EVENTUALLY CURIOSITY WON OUT--and my own scruples. To hide the archive away was not an option, for it meant consigning this small evidence of a keen critical mind to a quiet oblivion. I began to study the slides one by one. I pull out a good twenty images of Daniel Buren and Michael Asher's installation at the Haus Esters and Haus Lange at Krefeld in 1982. The slides are unbound, without glass, and unlabeled. It would appear they were shot by Owens himself. Clearly, he wanted to remember the show well: The slides record the installation from every angle. Here is another Asher: the artist's Van Abbemuseum project of 1977, which entailed removing the ceiling glass panels on one side of the museum before the show's opening and replacing them during the span of the exhibition. The other half of the museum contained selections from the permanent collection installed, according to Asher's conception, by the director.
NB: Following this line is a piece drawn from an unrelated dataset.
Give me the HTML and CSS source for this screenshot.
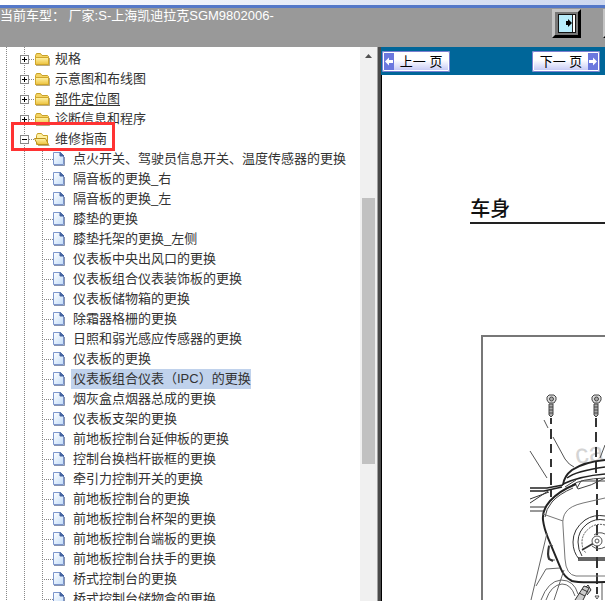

Owens, writing on the Van Abbemuseum piece in "From Work to Frame," admired the way Asher "exposed to public view" "activity which is usually completed before an exhibition opens." He appreciated the manner in which the simple process of replacing the ceiling glass "contrasted ...the static quality of the more traditional installation that accompanied it." The two halves of the show revealed, through opposition, the museum's normative practices. As I examine the boxes I locate other works discussed in "From Work to Frame," Owens's most sustained exposition on institutional critique: Buren's Within and Beyond the Frame (John Weber Gallery, 1973), involving the suspension of the artist's striped canvas banners from SoHo's principal gallery address, the 420 building, across West Broadway; Louise Lawler's first show at Metro Pictures (1982), an arrangement of works by other gallery artists; and Hans Haacke's Visitors' Profile, 1972, from Documenta 5 (a statistical documentation of the audience of international art shows), Metro-Mobilitan, 1985, and Voici Alcan, 1983, which map the ties that bind cultural institutions to multinational sponsors and, at times, unsavory political regimes (here, apartheid South Africa).